How Virtual Receptionist Services Are Priced
Most services use one of three pricing models:
Per-minute billing: You're charged for the actual time agents spend on your calls — typically $0.75–$1.50 per minute depending on the service and plan. This works well for businesses with unpredictable call volume or relatively light inbound traffic. A business receiving 50 short calls per month at an average of two minutes each would pay $75–$150 on a per-minute plan.
Per-call billing: A flat charge per call handled, typically $3–$8 per call. Simpler to predict if your call volume is consistent, and it aligns the cost directly with call count rather than call length.

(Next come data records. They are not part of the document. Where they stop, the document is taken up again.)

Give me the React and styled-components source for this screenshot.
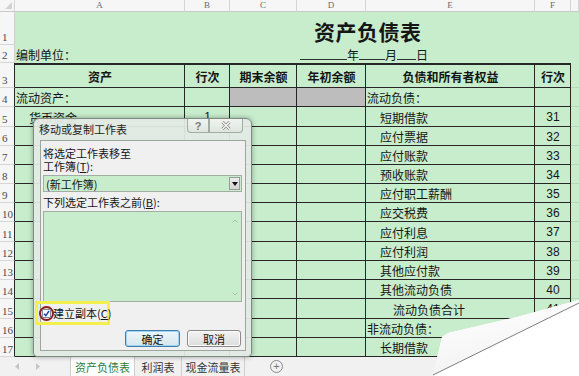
import styled, { createGlobalStyle } from 'styled-components'

const GREEN = '#c7edcc'
const LINE = '#262626'
const COLS = '15px 170px 45px 67px 69px 169px 36px 1fr'

const GlobalStyle = createGlobalStyle`
    html, body {
        margin: 0;
        padding: 0;
        background: #fff;
    }
    body {
        font-family: "Noto Sans CJK SC", "Noto Sans", sans-serif;
        color: #151515;
    }
`

const Screen = styled.div`
    position: relative;
    width: 579px;
    height: 376px;
    overflow: hidden;
    background: ${GREEN};
    display: flex;
    flex-direction: column;
`

const Row = styled.div`
    display: grid;
    grid-template-columns: ${COLS};
    height: ${p => p.$h}px;
    flex-shrink: 0;
`

const ColHead = styled.div`
    position: relative;
    background: #f6f6f6;
    border-right: 1px solid #d6d6d6;
    border-bottom: 1px solid #c9c9c9;
    color: #6a6a6a;
    font-family: "Liberation Serif", serif;
    font-size: 9px;
    display: flex;
    align-items: center;
    justify-content: center;
    line-height: 1;
`

const Corner = styled(ColHead)`
    &::after {
        content: '';
        position: absolute;
        right: 2px;
        bottom: 2px;
        border-left: 7px solid transparent;
        border-bottom: 7px solid #d2d2d2;
    }
`

const RowNum = styled.div`
    background: #f6f6f6;
    color: #4a4a4a;
    font-family: "Liberation Serif", serif;
    font-size: 11px;
    display: flex;
    align-items: flex-end;
    padding: 0 0 1px 2px;
    border-bottom: 1px solid #d6d6d6;
    border-right: 1px solid ${p => (p.$table ? LINE : '#cfcfcf')};
    line-height: 1;
`

const Plain = styled.div`
    grid-column: ${p => p.$span || 'auto'};
    display: flex;
    align-items: flex-end;
    padding: 0 0 ${p => p.$pb || 2}px ${p => p.$pl || 1}px;
    font-size: 12px;
    line-height: 1.2;
    white-space: nowrap;
`

const Title = styled.div`
    font-size: 21px;
    font-weight: 700;
    letter-spacing: 0.5px;
    line-height: 1;
`

const DateLine = styled.div`
    display: flex;
    align-items: flex-end;
    font-size: 12px;
`

const Blank = styled.span`
    display: inline-block;
    width: ${p => p.$w}px;
    height: 11px;
    border-bottom: 1px solid #333;
    margin-bottom: 2px;
`

const Cell = styled.div`
    display: flex;
    align-items: center;
    justify-content: ${p => (p.$center ? 'center' : 'flex-start')};
    padding-left: ${p => (p.$indent || 0) * 13 + 1}px;
    padding-top: 1px;
    background: ${p => (p.$shade ? '#bdbdbd' : 'transparent')};
    border-right: 1px solid ${LINE};
    border-bottom: 1px solid ${LINE};
    border-top: ${p => (p.$top ? `2px solid ${LINE}` : 'none')};
    font-size: 12px;
    font-weight: ${p => (p.$bold ? 700 : 400)};
    font-family: ${p => (p.$num ? '"Liberation Sans", sans-serif' : 'inherit')};
    white-space: nowrap;
    overflow: hidden;
`

const Outside = styled.div`
    border-bottom: 1px solid #b3dab8;
`

const TabBar = styled.div`
    height: 19px;
    background: #f1f1f1;
    display: flex;
    align-items: stretch;
    flex-shrink: 0;
`

const Nav = styled.div`
    width: 70px;
    display: flex;
    align-items: center;
    gap: 15px;
    padding-left: 15px;
    box-sizing: border-box;
`

const Tab = styled.div`
    width: ${p => p.$w}px;
    display: flex;
    align-items: center;
    justify-content: center;
    font-size: 11px;
    color: ${p => (p.$active ? '#2e7d3c' : '#333')};
    background: ${p => (p.$active ? '#fff' : 'transparent')};
    border-right: 1px solid #cdcdcd;
    border-left: ${p => (p.$active ? '1px solid #cdcdcd' : 'none')};
    box-sizing: border-box;
`

const AddSheet = styled.div`
    margin: 0 0 0 25px;
    align-self: center;
    width: 11px;
    height: 11px;
    border: 1px solid #8a8a8a;
    border-radius: 50%;
    color: #777;
    font-size: 11px;
    line-height: 10px;
    text-align: center;
    font-family: "Liberation Sans", sans-serif;
`

/* dialog */
const Dialog = styled.div`
    position: absolute;
    left: 33px;
    top: 118px;
    width: 219px;
    height: 239px;
    box-sizing: border-box;
    border: 1px solid #7d8b80;
    border-radius: 6px 6px 4px 4px;
    background: rgba(226, 234, 228, 0.94);
    box-shadow: 0 0 5px rgba(0, 0, 0, 0.35);
    display: flex;
    flex-direction: column;
    padding: 0 5px 5px 6px;
`

const TitleBar = styled.div`
    height: 21px;
    display: flex;
    align-items: flex-start;
    flex-shrink: 0;
`

const DialogTitle = styled.div`
    font-size: 11px;
    margin: 4px 0 0 -1px;
    color: #1c1c1c;
    line-height: 13px;
    white-space: nowrap;
`

const CaptionButton = styled.div`
    width: ${p => p.$w}px;
    height: 14px;
    margin-left: ${p => p.$ml || '0'};
    margin-right: ${p => p.$mr || 0}px;
    flex-shrink: 0;
    box-sizing: border-box;
    border: 1px solid #a2aca4;
    border-top: none;
    border-radius: ${p => p.$r};
    background: linear-gradient(#f1f4f1, #dde6de);
    display: flex;
    align-items: center;
    justify-content: center;
    color: #7a7a7a;
    font-family: "Liberation Sans", sans-serif;
    font-size: 11px;
    font-weight: 700;
`

const Client = styled.div`
    flex: 1;
    background: #f0f0f0;
    border: 1px solid #9ca69d;
    display: flex;
    flex-direction: column;
    padding: 4px 3px 0 2px;
    font-size: 11px;
`

const Label = styled.div`
    line-height: 12px;
    height: 12px;
    margin-top: ${p => p.$mt || 0}px;
    white-space: nowrap;
`

const Key = styled.span`
    text-decoration: underline;
`

const Combo = styled.div`
    margin-top: 3px;
    height: 17px;
    box-sizing: border-box;
    border: 1px solid #a3ada4;
    background: ${GREEN};
    display: flex;
    align-items: center;
    justify-content: space-between;
    padding: 0 1px 0 2px;
`

const DropButton = styled.div`
    width: 11px;
    height: 13px;
    background: linear-gradient(#ececec, #d3d3d3);
    border: 1px solid #9a9a9a;
    box-sizing: border-box;
    display: flex;
    align-items: center;
    justify-content: center;
`

const ListBox = styled.div`
    margin-top: 3px;
    height: 91px;
    box-sizing: border-box;
    border: 1px solid #a3ada4;
    background: ${GREEN};
    display: flex;
    justify-content: flex-end;
`

const Scroll = styled.div`
    width: 12px;
    display: flex;
    flex-direction: column;
    justify-content: space-between;
    align-items: center;
    padding: 7px 0 5px;
`

const Highlight = styled.div`
    margin: -1px 0 0 -8px;
    width: 75px;
    height: 24px;
    box-sizing: border-box;
    border: 3px solid #f3f04e;
    display: flex;
    align-items: center;
    padding-left: 1px;
`

const Ring = styled.div`
    width: 15px;
    height: 15px;
    box-sizing: border-box;
    border: 2px solid #8e1b1b;
    border-radius: 50%;
    display: flex;
    align-items: center;
    justify-content: center;
    flex-shrink: 0;
`

const Box = styled.div`
    width: 9px;
    height: 9px;
    box-sizing: border-box;
    border: 1px solid #7f8a9a;
    background: #fff;
    display: flex;
    align-items: center;
    justify-content: center;
`

const CheckText = styled.div`
    margin-left: -1px;
    font-size: 11px;
    white-space: nowrap;
`

const Buttons = styled.div`
    margin-top: 5px;
    display: flex;
    justify-content: flex-end;
    gap: 7px;
    padding-right: 1px;
`

const Button = styled.div`
    width: ${p => p.$w}px;
    height: 17px;
    box-sizing: border-box;
    border: 1px solid ${p => (p.$primary ? '#3c7fb1' : '#8a8a8a')};
    border-radius: 3px;
    background: ${p =>
        p.$primary
            ? 'linear-gradient(#eef5f9, #d6e6ef)'
            : 'linear-gradient(#f3f3f3, #dcdcdc)'};
    box-shadow: ${p => (p.$primary ? 'inset 0 0 0 1px #9fd3f0' : 'inset 0 0 0 1px #fbfbfb')};
    display: flex;
    align-items: center;
    justify-content: center;
    font-size: 11px;
`

const Curl = styled.svg`
    position: absolute;
    right: 0;
    bottom: 0;
`

const rows = [
    { n: 4, h: 19, a: '流动资产：', shade: true, e: '流动负债：' },
    { n: 5, h: 20, a: '货币资金', ai: 1, b: '1', e: '短期借款', ei: 1, f: '31' },
    { n: 6, h: 19, e: '应付票据', ei: 1, f: '32' },
    { n: 7, h: 19, e: '应付账款', ei: 1, f: '33' },
    { n: 8, h: 19, e: '预收账款', ei: 1, f: '34' },
    { n: 9, h: 19, e: '应付职工薪酬', ei: 1, f: '35' },
    { n: 10, h: 19, e: '应交税费', ei: 1, f: '36' },
    { n: 11, h: 20, e: '应付利息', ei: 1, f: '37' },
    { n: 12, h: 19, e: '应付利润', ei: 1, f: '38' },
    { n: 13, h: 19, e: '其他应付款', ei: 1, f: '39' },
    { n: 14, h: 19, e: '其他流动负债', ei: 1, f: '40' },
    { n: 15, h: 20, e: '流动负债合计', ei: 2, f: '41' },
    { n: 16, h: 19, e: '非流动负债：' },
    { n: 17, h: 19, e: '长期借款', ei: 1 },
]

const headers = ['资产', '行次', '期末余额', '年初余额', '负债和所有者权益', '行次']

const SheetRow = ({ r }) => (
    <Row $h={r.h}>
        <RowNum $table>{r.n}</RowNum>
        <Cell $indent={r.ai}>{r.a}</Cell>
        <Cell $center $num>{r.b}</Cell>
        <Cell $shade={r.shade} />
        <Cell $shade={r.shade} />
        <Cell $indent={r.ei}>{r.e}</Cell>
        <Cell $center $num>{r.f}</Cell>
        <Outside />
    </Row>
)

const App = () => {
    return (
        <>
            <GlobalStyle />
            <Screen>
                <Row $h={12}>
                    <Corner />
                    {['A', 'B', 'C', 'D', 'E', 'F', ''].map((c, i) => (
                        <ColHead key={i}>{c}</ColHead>
                    ))}
                </Row>
                <Row $h={33}>
                    <RowNum>1</RowNum>
                    <Plain $span="5 / 9" $pl={17} $pb={3}>
                        <Title>资产负债表</Title>
                    </Plain>
                </Row>
                <Row $h={18}>
                    <RowNum>2</RowNum>
                    <Plain $pb={1}>编制单位：</Plain>
                    <Plain $span="5 / 9" $pl={3} $pb={1}>
                        <DateLine>
                            <Blank $w={47} />年<Blank $w={26} />月<Blank $w={19} />日
                        </DateLine>
                    </Plain>
                </Row>
                <Row $h={25}>
                    <RowNum $table>3</RowNum>
                    {headers.map((h, i) => (
                        <Cell key={i} $center $bold $top>{h}</Cell>
                    ))}
                    <Outside />
                </Row>
                {rows.map(r => (
                    <SheetRow key={r.n} r={r} />
                ))}
                <TabBar>
                    <Nav>
                        <svg width="5" height="7" viewBox="0 0 5 7"><path d="M4 0 L0 3.5 L4 7 Z" fill="#c4c4c4" /></svg>
                        <svg width="5" height="7" viewBox="0 0 5 7"><path d="M1 0 L5 3.5 L1 7 Z" fill="#c4c4c4" /></svg>
                    </Nav>
                    <Tab $active $w={65}>资产负债表</Tab>
                    <Tab $w={47}>利润表</Tab>
                    <Tab $w={63}>现金流量表</Tab>
                    <AddSheet>+</AddSheet>
                </TabBar>

                <Dialog>
                    <TitleBar>
                        <DialogTitle>移动或复制工作表</DialogTitle>
                        <CaptionButton $w={22} $ml="auto" $r="0 0 0 4px">?</CaptionButton>
                        <CaptionButton $w={34} $mr={3} $r="0 0 4px 0">
                            <svg width="10" height="9" viewBox="0 0 10 9">
                                <path d="M1.5 1 L8.5 8 M8.5 1 L1.5 8" stroke="#8c8c8c" strokeWidth="3" />
                                <path d="M1.5 1 L8.5 8 M8.5 1 L1.5 8" stroke="#fafafa" strokeWidth="1.3" />
                            </svg>
                        </CaptionButton>
                    </TitleBar>
                    <Client>
                        <Label $mt={2}>将选定工作表移至</Label>
                        <Label $mt={1}>工作簿(<Key>T</Key>):</Label>
                        <Combo>
                            <span>(新工作簿)</span>
                            <DropButton>
                                <svg width="6" height="4" viewBox="0 0 6 4"><path d="M0 0 H6 L3 4 Z" fill="#111" /></svg>
                            </DropButton>
                        </Combo>
                        <Label $mt={4}>下列选定工作表之前(<Key>B</Key>):</Label>
                        <ListBox>
                            <Scroll>
                                <svg width="6" height="4" viewBox="0 0 6 4"><path d="M0.5 3.5 L3 1 L5.5 3.5" stroke="#b5b5b5" fill="none" /></svg>
                                <svg width="6" height="4" viewBox="0 0 6 4"><path d="M0.5 0.5 L3 3 L5.5 0.5" stroke="#b5b5b5" fill="none" /></svg>
                            </Scroll>
                        </ListBox>
                        <Highlight>
                            <Ring>
                                <Box>
                                    <svg width="7" height="7" viewBox="0 0 7 7"><path d="M1 3.8 L2.8 5.6 L6 1" stroke="#1f3f9a" strokeWidth="1.4" fill="none" /></svg>
                                </Box>
                            </Ring>
                            <CheckText>建立副本(<Key>C</Key>)</CheckText>
                        </Highlight>
                        <Buttons>
                            <Button $primary $w={55}>确定</Button>
                            <Button $w={54}>取消</Button>
                        </Buttons>
                    </Client>
                </Dialog>

                <Curl width="150" height="80" viewBox="0 0 150 80">
                    <defs>
                        <linearGradient id="flap" x1="0" y1="0" x2="0.3" y2="1">
                            <stop offset="0" stopColor="#ffffff" />
                            <stop offset="1" stopColor="#f3f3f3" />
                        </linearGradient>
                    </defs>
                    <polygon points="150,4 88,21 19,37 13,41 4,80 150,80" fill="#fff" />
                    <polygon points="150,4 88,21 19,37 13,41 4,79 150,7" fill="url(#flap)" />
                    <line x1="150" y1="7" x2="4" y2="79" stroke="#6f6f6f" strokeWidth="0.9" />
                </Curl>
            </Screen>
        </>
    )
}

export default App
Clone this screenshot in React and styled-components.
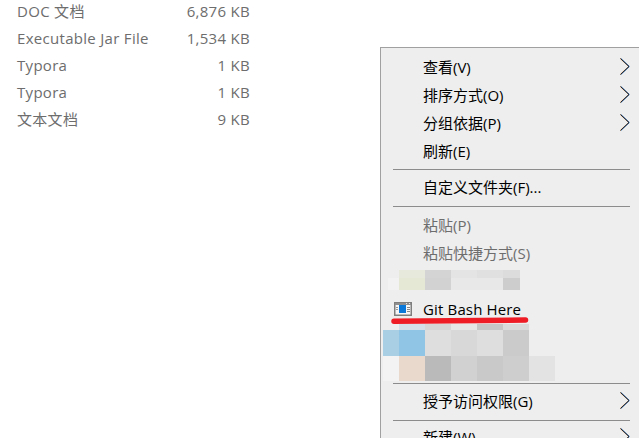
import React from 'react'
import styled, { createGlobalStyle } from 'styled-components'

const Global = createGlobalStyle`
	html, body {
		margin: 0;
		padding: 0;
		background: #fff;
	}
	body {
		width: 639px;
		height: 438px;
		overflow: hidden;
	}
`

const Page = styled.div`
	position: relative;
	width: 639px;
	height: 438px;
	overflow: hidden;
	font-family: 'Open Sans', 'Noto Sans CJK SC', sans-serif;
	display: flex;
	justify-content: space-between;
`

const FileList = styled.div`
	width: 233px;
	margin: -2px 0 0 17px;
`

const FileRow = styled.div`
	display: flex;
	justify-content: space-between;
	height: 27px;
	line-height: 27px;
	font-size: 15px;
	letter-spacing: 0.3px;
	color: #6d6d6d;
	white-space: nowrap;
`

const Menu = styled.div`
	position: relative;
	width: 259px;
	height: 420px;
	margin-top: 47px;
	box-sizing: border-box;
	padding-top: 6px;
	background: #eeeeee;
	border: 1px solid #a0a0a0;
	border-right: 0;
	border-bottom: 0;
`

const Item = styled.div`
	display: flex;
	align-items: center;
	justify-content: space-between;
	height: 28px;
	padding: 0 9px 0 42px;
	font-size: 15px;
	color: ${(p) => (p.$disabled ? '#6d6d6d' : '#000')};
	white-space: nowrap;
`

const Label = styled.span`
	display: flex;
	align-items: center;
	padding-bottom: ${(p) => (p.$latin ? '2px' : '3px')};
	letter-spacing: ${(p) => (p.$latin ? '0.15px' : '0')};
`

const ItemIcon = styled.svg`
	position: absolute;
	left: 13px;
	width: 18px;
	height: 14px;
`

const Chevron = styled.svg`
	width: 10px;
	height: 17px;
	flex: none;
	margin-bottom: 3px;
`

const Separator = styled.div`
	height: 1px;
	margin: ${(p) => p.$above}px 9px ${(p) => p.$below}px 12px;
	background: #8c8c8c;
`

const Mosaic = styled.div`
	display: grid;
	grid-template-columns: ${(p) => p.$cols};
	grid-template-rows: ${(p) => p.$rows};
	padding: ${(p) => p.$pad};
`

const Cell = styled.div`
	background: ${(p) => p.$c || 'transparent'};
`

const RedMark = styled.svg`
	position: absolute;
	left: 10px;
	top: 269px;
	width: 138px;
	height: 7px;
`

const files = [
	['DOC 文档', '6,876 KB'],
	['Executable Jar File', '1,534 KB'],
	['Typora', '1 KB'],
	['Typora', '1 KB'],
	['文本文档', '9 KB'],
]

const mosaicTop = [
	[null, '#e6e9dc', '#d4d4d4', '#e4e4e4', '#e0e0e0', '#dcdcdc'],
	['#f2f2f2', '#e5e8d4', '#d2d2d2', '#e8e8e8', '#e8e8e8', '#cdcdcd'],
]

const mosaicBottom = [
	[null, '#d5dfe8', '#d6d6d6', '#e6e6e6', '#c6c6c6', '#dadada', null],
	['#a9cfe4', '#90c5e5', '#dedede', '#d8d8d8', '#dedede', '#cbcbcb', null],
	['#f3f3f3', '#e9d9cd', '#bababa', '#d1d1d1', '#c9c9c9', '#cecece', '#e3e3e3'],
]

const Arrow = () => (
	<Chevron viewBox="0 0 10 17">
		<polyline points="0.1,0.5 8.6,8.5 0.1,16.5" fill="none" stroke="#e8a060" strokeWidth="1" />
		<polyline points="0.9,0.5 9.4,8.5 0.9,16.5" fill="none" stroke="#3a7fd0" strokeWidth="1" />
		<polyline points="0.5,0.5 9,8.5 0.5,16.5" fill="none" stroke="#111" strokeWidth="0.9" />
	</Chevron>
)

const MenuItem = ({ label, sub, disabled, latin, children }) => (
	<Item $disabled={disabled}>
		<Label $latin={latin}>
			{children}
			{label}
		</Label>
		{sub && <Arrow />}
	</Item>
)

const MosaicBlock = ({ rows, cols, pad, data }) => (
	<Mosaic $rows={rows} $cols={cols} $pad={pad}>
		{data.map((row, i) => row.map((c, j) => <Cell key={`${i}-${j}`} $c={c} />))}
	</Mosaic>
)

const GitIcon = () => (
	<ItemIcon viewBox="0 0 18 14">
		<rect x="0.75" y="0.75" width="16.5" height="12.5" fill="#f6f6f6" stroke="#7e7e7e" strokeWidth="1.5" />
		<rect x="1" y="1" width="16" height="2" fill="#8e8e8e" />
		<rect x="12" y="1" width="1" height="1" fill="#e6e6e6" />
		<rect x="15" y="1" width="1" height="1" fill="#e6e6e6" />
		<rect x="5" y="3" width="7" height="8" fill="#0a78d8" />
		<rect x="2" y="5" width="2" height="1" fill="#999" />
		<rect x="2" y="7" width="2" height="1" fill="#999" />
		<rect x="13" y="5" width="3" height="1" fill="#888" />
		<rect x="13" y="7" width="3" height="1" fill="#888" />
		<rect x="13" y="9" width="3" height="1" fill="#888" />
	</ItemIcon>
)

const App = () => (
	<Page>
		<Global />
		<FileList>
			{files.map(([name, size], i) => (
				<FileRow key={i}>
					<span>{name}</span>
					<span>{size}</span>
				</FileRow>
			))}
		</FileList>
		<Menu>
			<MenuItem label="查看(V)" sub />
			<MenuItem label="排序方式(O)" sub />
			<MenuItem label="分组依据(P)" sub />
			<MenuItem label="刷新(E)" />
			<Separator $above={3} $below={4} />
			<MenuItem label="自定义文件夹(F)..." />
			<Separator $above={4} $below={5} />
			<MenuItem label="粘贴(P)" disabled />
			<MenuItem label="粘贴快捷方式(S)" disabled />
			<MosaicBlock rows="8px 12px" cols="11px repeat(4, 26px) 17px" pad="2px 0 6px 7px" data={mosaicTop} />
			<MenuItem label="Git Bash Here" latin>
				<GitIcon />
			</MenuItem>
			<MosaicBlock rows="6px 26px 25px" cols="16px repeat(6, 26px)" pad="0 0 0 2px" data={mosaicBottom} />
			<Separator $above={2} $below={4} />
			<MenuItem label="授予访问权限(G)" sub />
			<Separator $above={4} $below={3} />
			<MenuItem label="新建(W)" sub />
			<RedMark viewBox="0 0 138 7">
				<path d="M3 4.2 L134.5 3" stroke="#ee1c25" strokeWidth="5.5" strokeLinecap="round" fill="none" />
			</RedMark>
		</Menu>
	</Page>
)

export default App
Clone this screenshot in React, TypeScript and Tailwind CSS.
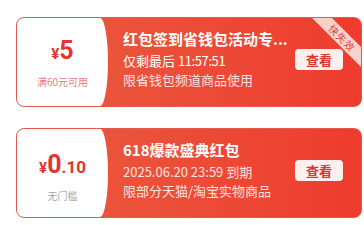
import React from 'react';

interface Coupon {
  id: string;
  amount: React.ReactNode;
  condition: string;
  conditionColor: string;
  leftPad: string;
  title: string;
  line2: React.ReactNode;
  line3: string;
  urgent?: boolean;
}

const coupons: Coupon[] = [
  {
    id: 'c1',
    amount: (
      <>
        <span className="text-[15px]">¥</span>
        <span className="text-[25px]">5</span>
      </>
    ),
    condition: '满60元可用',
    conditionColor: 'text-[#e8817a]',
    leftPad: 'pt-[2px]',
    title: '红包签到省钱包活动专...',
    line2: (
      <span className="text-white">
        仅剩最后 <span className="tracking-[-0.4px]">11:57:51</span>
      </span>
    ),
    line3: '限省钱包频道商品使用',
    urgent: true,
  },
  {
    id: 'c2',
    amount: (
      <>
        <span className="text-[15px]">¥</span>
        <span className="text-[25px]">0</span>
        <span className="text-[17px]">.10</span>
      </>
    ),
    condition: '无门槛',
    conditionColor: 'text-[#a8a8a8]',
    leftPad: 'pt-[9px]',
    title: '618爆款盛典红包',
    line2: <span className="text-white/85">2025.06.20 23:59 到期</span>,
    line3: '限部分天猫/淘宝实物商品',
  },
];

const CouponCard: React.FC<{ coupon: Coupon }> = ({ coupon }) => (
  <div className="relative flex h-[90px] w-[346px] overflow-hidden rounded-[8px] border-[1.5px] border-[#e25a4e] bg-linear-to-r from-[#e95b3f] to-[#ee3b2e]">
    <div
      className={`flex w-[91px] shrink-0 flex-col items-center justify-center rounded-tr-[8px_50%] rounded-br-[8px_50%] bg-white ${coupon.leftPad}`}
    >
      <div className="flex items-baseline font-['Roboto',sans-serif] font-bold leading-[26px] text-[#e5342d]">
        {coupon.amount}
      </div>
      <div className={`mt-[8px] text-[10px] leading-[14px] ${coupon.conditionColor}`}>
        {coupon.condition}
      </div>
    </div>

    <div className="flex flex-1 items-start pl-[15px] pr-[18px] pt-[11px]">
      <div className="min-w-0 flex-1">
        <div className="whitespace-nowrap text-[15px] font-bold leading-[20px] text-white">
          {coupon.title}
        </div>
        <div className="mt-[2px] whitespace-nowrap text-[13px] leading-[20px]">{coupon.line2}</div>
        <div className="whitespace-nowrap text-[13px] leading-[18px] text-white/85">{coupon.line3}</div>
      </div>
      <button className="mt-[20px] h-[21px] w-[48px] shrink-0 rounded-[4px] bg-[#fdf0ee] text-[13px] font-bold leading-[21px] text-[#d9362e]">
        查看
      </button>
    </div>

    {coupon.urgent && (
      <div className="absolute right-[-26px] top-[13px] flex h-[14px] w-[90px] rotate-45 items-center justify-center bg-[#fad2cd] text-[10px] leading-none tracking-[1px] text-[#e0443a]">
        快失效
      </div>
    )}
  </div>
);

const App: React.FC = () => {
  return (
    <div className="h-[225px] w-[364px] bg-white pl-4 pt-[17px] font-['Noto_Sans_CJK_SC','Noto_Sans',sans-serif]">
      <div className="flex flex-col gap-[21px]">
        {coupons.map((c) => (
          <CouponCard key={c.id} coupon={c} />
        ))}
      </div>
    </div>
  );
};

export default App;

Monthly plan with included minutes: The most common structure for small businesses. You pay a flat monthly fee for a set number of receptionist minutes — any calls beyond the included minutes are billed at a per-minute overage rate. Plans for small businesses typically start around $200–$350 per month for 50–100 included minutes, rising to $400–$700 per month for 150–300 minutes.
What a Typical Small Business Pays
A service business receiving 80–120 inbound calls per month at an average length of 2–3 minutes will use roughly 200–350 minutes of receptionist time. That lands most small businesses in the $300–$600 per month range for a plan that covers their volume without overage charges.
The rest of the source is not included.